Minutes later, Rylands is sitting with Chris in his office. He wastes no time and hands Chris an email.

“So this turned up in Contracts a day or two ago. As you can see, it’s from Derbyshire Stone and Gravels and addresses to our Contracts Manager, Andrew Elliott.”

“Hmmm, well, we use DSG quite a lot and they are pretty reliable firm to deal with so what’s the issue?”

“The issue is that the job they are referring to is not one of our jobs. We had no record of it so we went back to them to check and found that the email had been addressed incorrectly. As you say, we deal with them ourselves quite regularly and our man Andrew Elliott will be in their ‘contacts’ book.”

“And?”

“Well, it seems that the DSG invoice should have gone to someone called Andrew Edwards, not Andrew Elliott. Their secretary or whoever clicked the wrong addressee when they sent the email. Edwards is a local Warwickshire businessman. Anyway, if you read down, the covering letter mentions the invoice is in accordance to specifications drawn up by Joseph McEwan, who is one of your Team — and the job has got nothing to do with us.”

“Ah ... Oh dear ... So it looks as if young Joseph has been working for himself on the side without telling us?”

“Looks like that. And against the terms of his contract.”

“Yes, that’s what it looks like, doesn’t it? What are we talking about? It’s not someone’s garden path, is it?”

Chris reads further down and his eyes take in the quantities involved.

“This is a serious amount of aggregate...”

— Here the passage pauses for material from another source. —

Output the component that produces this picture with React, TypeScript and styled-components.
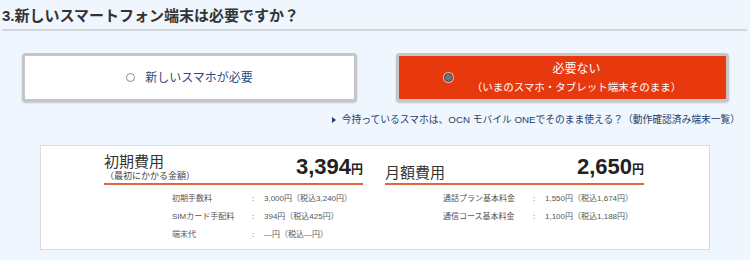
import { Fragment } from "react";
import styled, { createGlobalStyle } from "styled-components";

const GlobalStyle = createGlobalStyle`
  html, body {
    margin: 0;
    padding: 0;
    background: #f0f6fd;
  }
  body {
    font-family: "Liberation Sans", "Noto Sans CJK JP", sans-serif;
    color: #333;
  }
`;

const Page = styled.div`
  width: 750px;
  height: 260px;
  overflow: hidden;
`;

const Heading = styled.h2`
  margin: 0 3px 0 2px;
  padding: 6px 0 3px;
  font-size: 15px;
  line-height: 20px;
  font-weight: bold;
  color: #333;
  border-bottom: 2px solid #d4d7db;
`;

const ChoiceRow = styled.div`
  display: flex;
  gap: 39px;
  margin: 22px 0 0 22px;
`;

const Choice = styled.button<{ $selected?: boolean }>`
  display: flex;
  align-items: center;
  justify-content: center;
  gap: ${({ $selected }) => ($selected ? "19px" : "10px")};
  width: ${({ $selected }) => ($selected ? "333px" : "335px")};
  height: 49px;
  padding: 0;
  border: 3px solid #c6c6c6;
  border-radius: 4px;
  box-shadow: 0 1px 2px rgba(0, 0, 0, 0.2);
  background: ${({ $selected }) => ($selected ? "#e8390e" : "#fff")};
  color: ${({ $selected }) => ($selected ? "#fff" : "#2b4a7e")};
  font-family: inherit;
  cursor: pointer;
`;

const Radio = styled.span<{ $checked?: boolean }>`
  display: inline-block;
  box-sizing: border-box;
  width: 9px;
  height: 9px;
  border-radius: 50%;
  border: 1px solid ${({ $checked }) => ($checked ? "#3e4246" : "#8a8a8a")};
  background: ${({ $checked }) => ($checked ? "#70757a" : "#fff")};
  box-shadow: ${({ $checked }) => ($checked ? "0 0 0 1px #f3b3a3" : "none")};
  flex-shrink: 0;
`;

const ChoiceLabel = styled.span`
  font-size: 12px;
  line-height: 16px;
`;

const ChoiceLines = styled.span`
  display: flex;
  flex-direction: column;
  align-items: center;
  gap: 2px;
  font-size: 12px;
  line-height: 16px;
`;

const SubLine = styled.span`
  font-size: 10.5px;
`;

const LinkRow = styled.div`
  display: flex;
  justify-content: flex-end;
  align-items: center;
  gap: 6px;
  margin: 11px 10px 0 0;
  font-size: 9.75px;
  line-height: 14px;
  color: #1f3d6c;
`;

const Arrow = styled.span`
  width: 0;
  height: 0;
  border-top: 3px solid transparent;
  border-bottom: 3px solid transparent;
  border-left: 4px solid #1f3d6c;
`;

const CostBox = styled.div`
  display: flex;
  gap: 22px;
  box-sizing: border-box;
  width: 670px;
  height: 105px;
  margin: 18px 0 0 40px;
  padding: 7px 0 0 63px;
  background: #fff;
  border: 1px solid #dcdcdc;
`;

const Column = styled.div`
  width: 259px;
`;

const ColumnHead = styled.div`
  display: flex;
  justify-content: space-between;
  align-items: flex-end;
  height: 29px;
  padding-bottom: 1px;
  border-bottom: 2px solid #e0623f;
`;

const TitleBlock = styled.div`
  display: flex;
  flex-direction: column;
`;

const ColumnTitle = styled.span`
  font-size: 15px;
  line-height: 18px;
  color: #333;
`;

const ColumnNote = styled.span`
  font-size: 9px;
  line-height: 11px;
  color: #444;
  padding-left: 1px;
`;

const Price = styled.span`
  font-size: 22px;
  line-height: 24px;
  font-weight: bold;
  color: #222;
`;

const Yen = styled.span`
  font-size: 12px;
  font-weight: bold;
`;

const Rows = styled.div<{ $indent: number }>`
  display: grid;
  grid-template-columns: ${({ $indent }) => 148 - $indent}px 12px auto;
  padding: 8px 0 0 ${({ $indent }) => $indent}px;
  row-gap: 7px;
  font-size: 8px;
  line-height: 11px;
  color: #555;
`;

type Line = { label: string; value: string };

const initialLines: Line[] = [
  { label: "初期手数料", value: "3,000円（税込3,240円）" },
  { label: "SIMカード手配料", value: "394円（税込425円）" },
  { label: "端末代", value: "---円（税込---円）" },
];

const monthlyLines: Line[] = [
  { label: "通話プラン基本料金", value: "1,550円（税込1,674円）" },
  { label: "通信コース基本料金", value: "1,100円（税込1,188円）" },
];

function CostRows({ lines, indent }: { lines: Line[]; indent: number }) {
  return (
    <Rows $indent={indent}>
      {lines.map((l) => (
        <Fragment key={l.label}>
          <span>{l.label}</span>
          <span>:</span>
          <span>{l.value}</span>
        </Fragment>
      ))}
    </Rows>
  );
}

export default function App() {
  return (
    <Page>
      <GlobalStyle />
      <Heading>3.新しいスマートフォン端末は必要ですか？</Heading>

      <ChoiceRow>
        <Choice>
          <Radio />
          <ChoiceLabel>新しいスマホが必要</ChoiceLabel>
        </Choice>
        <Choice $selected>
          <Radio $checked />
          <ChoiceLines>
            <span>必要ない</span>
            <SubLine>（いまのスマホ・タブレット端末そのまま）</SubLine>
          </ChoiceLines>
        </Choice>
      </ChoiceRow>

      <LinkRow>
        <Arrow />
        <span>今持っているスマホは、OCN モバイル ONEでそのまま使える？（動作確認済み端末一覧）</span>
      </LinkRow>

      <CostBox>
        <Column>
          <ColumnHead>
            <TitleBlock>
              <ColumnTitle>初期費用</ColumnTitle>
              <ColumnNote>（最初にかかる金額）</ColumnNote>
            </TitleBlock>
            <Price>
              3,394<Yen>円</Yen>
            </Price>
          </ColumnHead>
          <CostRows lines={initialLines} indent={68} />
        </Column>
        <Column>
          <ColumnHead>
            <ColumnTitle>月額費用</ColumnTitle>
            <Price>
              2,650<Yen>円</Yen>
            </Price>
          </ColumnHead>
          <CostRows lines={monthlyLines} indent={58} />
        </Column>
      </CostBox>
    </Page>
  );
}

“Yes, a good few lorry loads there. It’s not, as you said, someone’s garden path or driveway. If I am not seriously mistaken, the Engineers’ contracts all give us the exclusive use of their expertise. We should definitely have been given the opportunity to estimate for this job. As it is ... well, it looks to me as if we could have missed a nice little contract here.”

“OK, well, thanks, Bill. Leave this with me and I will do some checking to see what this bloke Edwards is up to — and then we will have to decide what to do with McEwan.”

Subduction Zone

The worst thing about Open Plan offices is the distraction, Joe thinks. First of all, it was that girl from HR, Sally something, walking across the office to the small meeting room at the far end, skirt swinging, hair streaming behind her, and now it’s Gwenda. Things have been OK between Gwenda and Joe since he told her of his wife’s return. They’d both agreed to stand back from their own relationship. “At least for a while,” Gwenda had said with a flirty look as they’d finished that conversation.

Joe was grateful for the fact that Gwenda had done all she could to make it easy for him. She’d taken on some of his projects so that he could have some compassionate leave with his newly returned wife. The firm had been really good about it and had made it easy for Joe to get the time that he and Jenny needed, and Gwenda had taken up some of the slack. He had taken most of the projects back now and they weren’t working so much together which, in all honesty, was a bit of a relief.

But she still is a distraction, Joe thinks. She’s walking along in the same direction as the girl from HR, carrying a pile of files. She’s wearing a cream, tailored, linen suit whose safari-style jacket swings loose over a bright chrome yellow top. Black tights appear from beneath her skirt and disappear into shiny black riding boots. The contrast with her skin, even from the other side of the office, is striking, but she’s not looking her usual cheery self.

A screwed-up ball of paper, thrown from the opposite desk, bounces off Joe’s head. “No time for that, Mac, if we’re going to get this project plan finished!” Joe’s colleague, Craig, teases. “You’re a married man again.”

Joe smiles. Yes he is, and he is very happy with it. But that doesn’t stop him wondering if there could have been a lot more for him and Gwenda. Now there’s a guy heading the same way. He’s short, ginger-haired, ginger beard, wearing a brown suit. “Who’s that?” Joe asks.

“Legal,” Craig responds. “He worked on the contracts for the last bid I was working on. Geoff, Gerry, something like that.”